Declaração de uma estrela

              Eu estou aqui. E pra ser sincera, ou menos incerta, deveria dizer eu estamos aqui. Não que aqui seja um lugar. Não que com lugar eu esteja falando de espaço. Não, eu definitivamente não sei onde estou no espaço. Mas estou aqui. Ou melhor, estamos aqui. E claro que a confusão da minha fala não era sobre o aqui. A bem da verdade é que eu não estou só. Quer dizer, não há só um dentro desse eu.
             Eu estamos aqui. Não vou assumir um nós porque eu estou apenas falando de mim.
             Aqui dentro de mim parece haver uma colônia.
             Um dia eu quis sair do meu estado eterno. Eu não fazia ideia de que poderia existir um eu. Lá no seio do Céu não havia em mim ou em minhas irmãs algo que nos separasse. Éramos simplesmente nós. Curiosamente simples. Mas um dia a aventura ficou irresistível. Um dia eu quis sair. Um dia eu virei eu. E eu saí. Assim, no singular.
             Cá estamos aqui. Do seio do Céu eu saí. E de lá pra cá só me encantei. Mas parece que cada encanto ocupava um canto dentro de mim. E, mais, parece que não havia cantos suficientes. E foi aí que dentro de mim nasceu mais eu.
             Talvez seja uma regra. Talvez não. Viver em movimento talvez signifique criar mais aquis  do que um simples eu pode suportar. Talvez não. Mas, cá onde estamos agora, eu não sei o que achar. Há tantos dentro do eu que parece que nunca haverá um equilíbrio pra eu saber como reagir. 
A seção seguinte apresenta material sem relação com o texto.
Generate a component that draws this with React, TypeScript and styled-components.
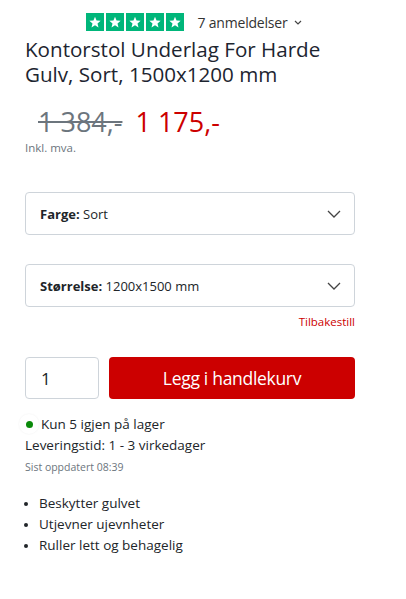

             Um dia eu saí do meu estado que até então era eterno. Um dia eu passei a ser mais que um. E uma coisa que eu e eu jamais duvidamos é que coincidências não são obra do acaso. Coincidências são cuidadosamente calculadas. Agora que eu estamos cá num estado de conflito, vou esperar que essa parcela do tempo de agora chegue logo no tempo produto.
             Eu estamos aqui. Logo estaremos lá. Onde quer que esteja lá.